— start of RECORDED INFORMATION —

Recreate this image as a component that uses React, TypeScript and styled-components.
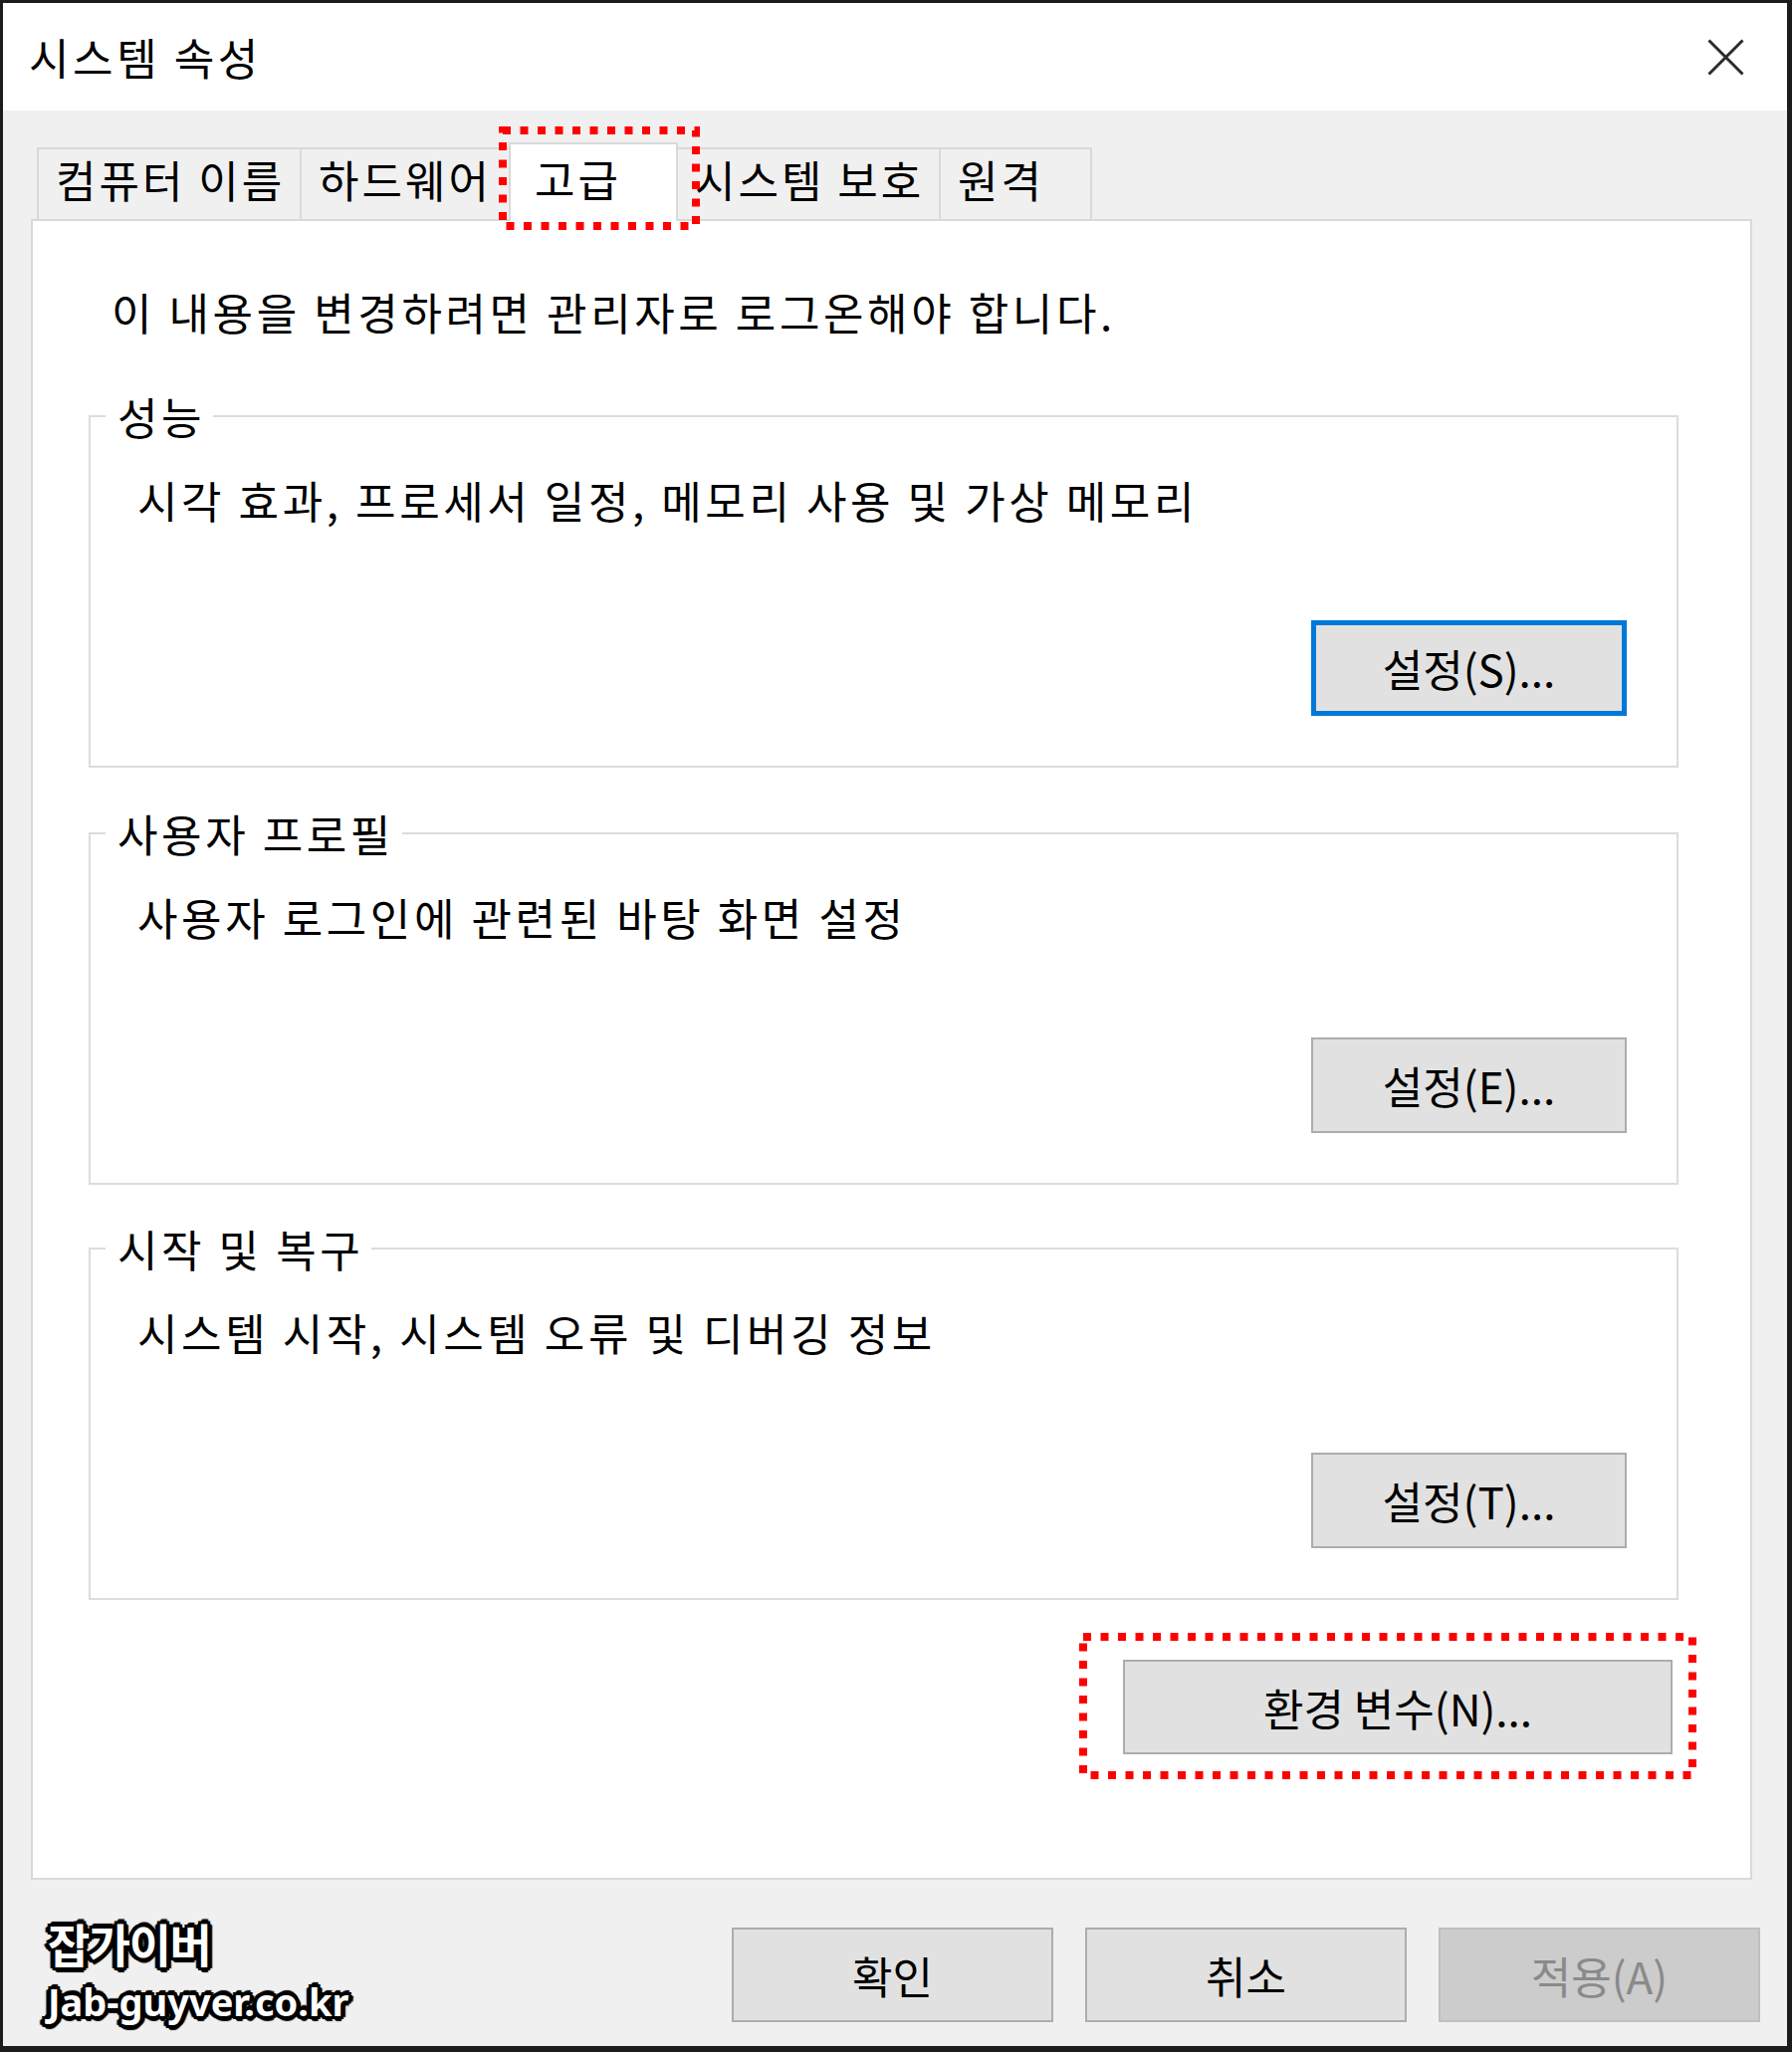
import styled, {createGlobalStyle} from "styled-components"

interface TabModel {
  label: string;
  width: number;
  active?: boolean;
}

interface SectionModel {
  title: string;
  description: string;
  button: string;
  focused?: boolean;
  gap: number;
}

const tabs: TabModel[] = [
  {label: "컴퓨터 이름", width: 266},
  {label: "하드웨어", width: 212},
  {label: "고급", width: 170, active: true},
  {label: "시스템 보호", width: 266},
  {label: "원격", width: 154},
]

const sections: SectionModel[] = [
  {title: "성능", description: "시각 효과, 프로세서 일정, 메모리 사용 및 가상 메모리", button: "설정(S)...", focused: true, gap: 0},
  {title: "사용자 프로필", description: "사용자 로그인에 관련된 바탕 화면 설정", button: "설정(E)...", gap: 40},
  {title: "시작 및 복구", description: "시스템 시작, 시스템 오류 및 디버깅 정보", button: "설정(T)...", gap: 38},
]

const DottedFrame = ({width, height}: {width: number; height: number}) => (
  <FrameSvg width={width} height={height} viewBox={`0 0 ${width} ${height}`}>
    <rect
      x={4}
      y={4}
      width={width - 8}
      height={height - 8}
      fill="none"
      stroke="#ff0000"
      strokeWidth={8}
      strokeDasharray="8 9.5"
    />
  </FrameSvg>
)

const CloseIcon = () => (
  <svg width="37" height="37" viewBox="0 0 37 37">
    <path d="M1.5 1.5 L35.5 35.5 M35.5 1.5 L1.5 35.5" stroke="#2b2b2b" strokeWidth="3" fill="none" />
  </svg>
)

export default function App() {
  return (
    <>
      <GlobalStyle />
      <Window>
        <TitleBar>
          <Title>시스템 속성</Title>
          <CloseIcon />
        </TitleBar>
        <Body>
          <TabBar>
            {tabs.map((tab) => (
              <Tab key={tab.label} $active={!!tab.active} $width={tab.width}>
                {tab.label}
                {tab.active && (
                  <TabMark>
                    <DottedFrame width={202} height={104} />
                  </TabMark>
                )}
              </Tab>
            ))}
          </TabBar>
          <Panel>
            <Notice>이 내용을 변경하려면 관리자로 로그온해야 합니다.</Notice>
            {sections.map((section) => (
              <Group key={section.title} $gap={section.gap}>
                <GroupTitle>{section.title}</GroupTitle>
                <GroupText>{section.description}</GroupText>
                <GroupButton $variant={section.focused ? "focused" : "normal"}>{section.button}</GroupButton>
              </Group>
            ))}
            <Highlight>
              <DottedFrame width={620} height={147} />
              <Button $variant="normal" $width={552}>환경 변수(N)...</Button>
            </Highlight>
          </Panel>
          <Footer>
            <Watermark>
              <span>잡가이버</span>
              <small>Jab-guyver.co.kr</small>
            </Watermark>
            <Button $variant="normal" $width={323}>확인</Button>
            <Button $variant="normal" $width={323}>취소</Button>
            <Button $variant="disabled" $width={323}>적용(A)</Button>
          </Footer>
        </Body>
      </Window>
    </>
  )
}

const GlobalStyle = createGlobalStyle`
    html, body {
        margin: 0;
        padding: 0;
        background: #f0f0f0;
    }

    body {
        font-family: "Noto Sans CJK KR", "Noto Sans", sans-serif;
        color: #000;
    }

    * {
        box-sizing: border-box;
    }
`

const Window = styled.div`
    width: 1800px;
    height: 2061px;
    display: flex;
    flex-direction: column;
    border-style: solid;
    border-color: #1c1c1c;
    border-width: 3px 5px 6px 3px;
    background: #f0f0f0;
    overflow: hidden;
`

const TitleBar = styled.div`
    height: 108px;
    flex-shrink: 0;
    display: flex;
    align-items: center;
    justify-content: space-between;
    padding: 0 43px 0 26px;
    background: #ffffff;
`

const Title = styled.div`
    font-size: 44px;
    line-height: 52px;
    letter-spacing: 3.6px;
`

const Body = styled.div`
    flex: 1;
    display: flex;
    flex-direction: column;
    padding: 32px 35px 24px 28px;
`

const TabBar = styled.div`
    display: flex;
    align-items: flex-end;
    margin-left: 6px;
`

const Tab = styled.div<{$active: boolean; $width: number}>`
    position: relative;
    width: ${({$width}) => $width}px;
    height: ${({$active}) => ($active ? 79 : 72)}px;
    margin-bottom: ${({$active}) => ($active ? -2 : 0)}px;
    padding: ${({$active}) => ($active ? "8px 0 0 24px" : "4px 0 0 17px")};
    border: 2px solid #d9d9d9;
    border-bottom: none;
    background: ${({$active}) => ($active ? "#ffffff" : "#f0f0f0")};
    z-index: ${({$active}) => ($active ? 2 : 0)};
    font-size: 44px;
    line-height: 52px;
    letter-spacing: 3px;
    white-space: nowrap;

    & + & {
        margin-left: -2px;
    }
`

const TabMark = styled.div`
    position: absolute;
    left: -12px;
    top: -18px;
    z-index: 3;
`

const FrameSvg = styled.svg`
    display: block;
`

const Panel = styled.div`
    flex: 1;
    display: flex;
    flex-direction: column;
    padding: 65px 72px 0 56px;
    border: 2px solid #d9d9d9;
    background: #ffffff;
    position: relative;
    z-index: 1;
`

const Notice = styled.div`
    margin: 0 0 53px 23px;
    font-size: 44px;
    line-height: 52px;
    letter-spacing: 3.6px;
`

const Group = styled.fieldset<{$gap: number}>`
    display: flex;
    flex-direction: column;
    margin: ${({$gap}) => $gap}px 0 0 0;
    padding: 0 50px 50px 15px;
    border: 2px solid #dcdcdc;
    min-width: 0;
`

const GroupTitle = styled.legend`
    padding: 0 8px 0 12px;
    font-size: 44px;
    line-height: 52px;
    letter-spacing: 3.6px;
`

const GroupText = styled.div`
    margin: 32px 0 0 32px;
    font-size: 44px;
    line-height: 52px;
    letter-spacing: 3.6px;
`

const Button = styled.button<{$variant: "normal" | "focused" | "disabled"; $width?: number}>`
    width: ${({$width}) => $width ?? 317}px;
    height: 95px;
    display: flex;
    align-items: center;
    justify-content: center;
    padding: 0;
    font-family: "Noto Sans CJK KR", "Noto Sans", sans-serif;
    font-size: 44px;
    line-height: 1;
    background: ${({$variant}) => ($variant === "disabled" ? "#cccccc" : "#e1e1e1")};
    color: ${({$variant}) => ($variant === "disabled" ? "#8a8a8a" : "#000000")};
    border: ${({$variant}) =>
      $variant === "focused" ? "5px solid #0078d7" : $variant === "disabled" ? "2px solid #bfbfbf" : "2px solid #adadad"};
`

const GroupButton = styled(Button)`
    align-self: flex-end;
    height: 96px;
    margin-top: 95px;
`

const Highlight = styled.div`
    position: relative;
    align-self: flex-end;
    margin: 33px -18px 0 0;
    padding: 27px 24px 25px 44px;

    ${FrameSvg} {
        position: absolute;
        left: 0;
        top: 0;
    }
`

const Footer = styled.div`
    display: flex;
    align-items: center;
    gap: 32px;
    height: 95px;
    margin: 48px -8px 0 0;
`

const Watermark = styled.div`
    display: flex;
    flex-direction: column;
    margin: -14px auto 0 17px;
    color: #ffffff;
    font-family: "Noto Sans", "Noto Sans CJK KR", sans-serif;
    font-weight: 700;
    text-shadow: 0 0 2px #000, 4px 0 0 #000, -4px 0 0 #000, 0 4px 0 #000, 0 -4px 0 #000,
    3px 3px 0 #000, -3px -3px 0 #000, 3px -3px 0 #000, -3px 3px 0 #000,
    5px 1px 1px #000, -5px 1px 1px #000, 1px 5px 1px #000, 1px -5px 1px #000;

    span {
        font-size: 46px;
        line-height: normal;
        letter-spacing: -1.5px;
    }

    small {
        font-size: 38px;
        line-height: normal;
        letter-spacing: 0;
    }
`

— end of RECORDED INFORMATION —

## WRITTEN TASK
The material above must be printed exactly, with its pictures left out.

## RESULT FOR THIS EXERCISE
Recreate this image as a component that uses React, TypeScript and styled-components.
import styled, {createGlobalStyle} from "styled-components"

interface TabModel {
  label: string;
  width: number;
  active?: boolean;
}

interface SectionModel {
  title: string;
  description: string;
  button: string;
  focused?: boolean;
  gap: number;
}

const tabs: TabModel[] = [
  {label: "컴퓨터 이름", width: 266},
  {label: "하드웨어", width: 212},
  {label: "고급", width: 170, active: true},
  {label: "시스템 보호", width: 266},
  {label: "원격", width: 154},
]

const sections: SectionModel[] = [
  {title: "성능", description: "시각 효과, 프로세서 일정, 메모리 사용 및 가상 메모리", button: "설정(S)...", focused: true, gap: 0},
  {title: "사용자 프로필", description: "사용자 로그인에 관련된 바탕 화면 설정", button: "설정(E)...", gap: 40},
  {title: "시작 및 복구", description: "시스템 시작, 시스템 오류 및 디버깅 정보", button: "설정(T)...", gap: 38},
]

const DottedFrame = ({width, height}: {width: number; height: number}) => (
  <FrameSvg width={width} height={height} viewBox={`0 0 ${width} ${height}`}>
    <rect
      x={4}
      y={4}
      width={width - 8}
      height={height - 8}
      fill="none"
      stroke="#ff0000"
      strokeWidth={8}
      strokeDasharray="8 9.5"
    />
  </FrameSvg>
)

const CloseIcon = () => (
  <svg width="37" height="37" viewBox="0 0 37 37">
    <path d="M1.5 1.5 L35.5 35.5 M35.5 1.5 L1.5 35.5" stroke="#2b2b2b" strokeWidth="3" fill="none" />
  </svg>
)

export default function App() {
  return (
    <>
      <GlobalStyle />
      <Window>
        <TitleBar>
          <Title>시스템 속성</Title>
          <CloseIcon />
        </TitleBar>
        <Body>
          <TabBar>
            {tabs.map((tab) => (
              <Tab key={tab.label} $active={!!tab.active} $width={tab.width}>
                {tab.label}
                {tab.active && (
                  <TabMark>
                    <DottedFrame width={202} height={104} />
                  </TabMark>
                )}
              </Tab>
            ))}
          </TabBar>
          <Panel>
            <Notice>이 내용을 변경하려면 관리자로 로그온해야 합니다.</Notice>
            {sections.map((section) => (
              <Group key={section.title} $gap={section.gap}>
                <GroupTitle>{section.title}</GroupTitle>
                <GroupText>{section.description}</GroupText>
                <GroupButton $variant={section.focused ? "focused" : "normal"}>{section.button}</GroupButton>
              </Group>
            ))}
            <Highlight>
              <DottedFrame width={620} height={147} />
              <Button $variant="normal" $width={552}>환경 변수(N)...</Button>
            </Highlight>
          </Panel>
          <Footer>
            <Watermark>
              <span>잡가이버</span>
              <small>Jab-guyver.co.kr</small>
            </Watermark>
            <Button $variant="normal" $width={323}>확인</Button>
            <Button $variant="normal" $width={323}>취소</Button>
            <Button $variant="disabled" $width={323}>적용(A)</Button>
          </Footer>
        </Body>
      </Window>
    </>
  )
}

const GlobalStyle = createGlobalStyle`
    html, body {
        margin: 0;
        padding: 0;
        background: #f0f0f0;
    }

    body {
        font-family: "Noto Sans CJK KR", "Noto Sans", sans-serif;
        color: #000;
    }

    * {
        box-sizing: border-box;
    }
`

const Window = styled.div`
    width: 1800px;
    height: 2061px;
    display: flex;
    flex-direction: column;
    border-style: solid;
    border-color: #1c1c1c;
    border-width: 3px 5px 6px 3px;
    background: #f0f0f0;
    overflow: hidden;
`

const TitleBar = styled.div`
    height: 108px;
    flex-shrink: 0;
    display: flex;
    align-items: center;
    justify-content: space-between;
    padding: 0 43px 0 26px;
    background: #ffffff;
`

const Title = styled.div`
    font-size: 44px;
    line-height: 52px;
    letter-spacing: 3.6px;
`

const Body = styled.div`
    flex: 1;
    display: flex;
    flex-direction: column;
    padding: 32px 35px 24px 28px;
`

const TabBar = styled.div`
    display: flex;
    align-items: flex-end;
    margin-left: 6px;
`

const Tab = styled.div<{$active: boolean; $width: number}>`
    position: relative;
    width: ${({$width}) => $width}px;
    height: ${({$active}) => ($active ? 79 : 72)}px;
    margin-bottom: ${({$active}) => ($active ? -2 : 0)}px;
    padding: ${({$active}) => ($active ? "8px 0 0 24px" : "4px 0 0 17px")};
    border: 2px solid #d9d9d9;
    border-bottom: none;
    background: ${({$active}) => ($active ? "#ffffff" : "#f0f0f0")};
    z-index: ${({$active}) => ($active ? 2 : 0)};
    font-size: 44px;
    line-height: 52px;
    letter-spacing: 3px;
    white-space: nowrap;

    & + & {
        margin-left: -2px;
    }
`

const TabMark = styled.div`
    position: absolute;
    left: -12px;
    top: -18px;
    z-index: 3;
`

const FrameSvg = styled.svg`
    display: block;
`

const Panel = styled.div`
    flex: 1;
    display: flex;
    flex-direction: column;
    padding: 65px 72px 0 56px;
    border: 2px solid #d9d9d9;
    background: #ffffff;
    position: relative;
    z-index: 1;
`

const Notice = styled.div`
    margin: 0 0 53px 23px;
    font-size: 44px;
    line-height: 52px;
    letter-spacing: 3.6px;
`

const Group = styled.fieldset<{$gap: number}>`
    display: flex;
    flex-direction: column;
    margin: ${({$gap}) => $gap}px 0 0 0;
    padding: 0 50px 50px 15px;
    border: 2px solid #dcdcdc;
    min-width: 0;
`

const GroupTitle = styled.legend`
    padding: 0 8px 0 12px;
    font-size: 44px;
    line-height: 52px;
    letter-spacing: 3.6px;
`

const GroupText = styled.div`
    margin: 32px 0 0 32px;
    font-size: 44px;
    line-height: 52px;
    letter-spacing: 3.6px;
`

const Button = styled.button<{$variant: "normal" | "focused" | "disabled"; $width?: number}>`
    width: ${({$width}) => $width ?? 317}px;
    height: 95px;
    display: flex;
    align-items: center;
    justify-content: center;
    padding: 0;
    font-family: "Noto Sans CJK KR", "Noto Sans", sans-serif;
    font-size: 44px;
    line-height: 1;
    background: ${({$variant}) => ($variant === "disabled" ? "#cccccc" : "#e1e1e1")};
    color: ${({$variant}) => ($variant === "disabled" ? "#8a8a8a" : "#000000")};
    border: ${({$variant}) =>
      $variant === "focused" ? "5px solid #0078d7" : $variant === "disabled" ? "2px solid #bfbfbf" : "2px solid #adadad"};
`

const GroupButton = styled(Button)`
    align-self: flex-end;
    height: 96px;
    margin-top: 95px;
`

const Highlight = styled.div`
    position: relative;
    align-self: flex-end;
    margin: 33px -18px 0 0;
    padding: 27px 24px 25px 44px;

    ${FrameSvg} {
        position: absolute;
        left: 0;
        top: 0;
    }
`

const Footer = styled.div`
    display: flex;
    align-items: center;
    gap: 32px;
    height: 95px;
    margin: 48px -8px 0 0;
`

const Watermark = styled.div`
    display: flex;
    flex-direction: column;
    margin: -14px auto 0 17px;
    color: #ffffff;
    font-family: "Noto Sans", "Noto Sans CJK KR", sans-serif;
    font-weight: 700;
    text-shadow: 0 0 2px #000, 4px 0 0 #000, -4px 0 0 #000, 0 4px 0 #000, 0 -4px 0 #000,
    3px 3px 0 #000, -3px -3px 0 #000, 3px -3px 0 #000, -3px 3px 0 #000,
    5px 1px 1px #000, -5px 1px 1px #000, 1px 5px 1px #000, 1px -5px 1px #000;

    span {
        font-size: 46px;
        line-height: normal;
        letter-spacing: -1.5px;
    }

    small {
        font-size: 38px;
        line-height: normal;
        letter-spacing: 0;
    }
`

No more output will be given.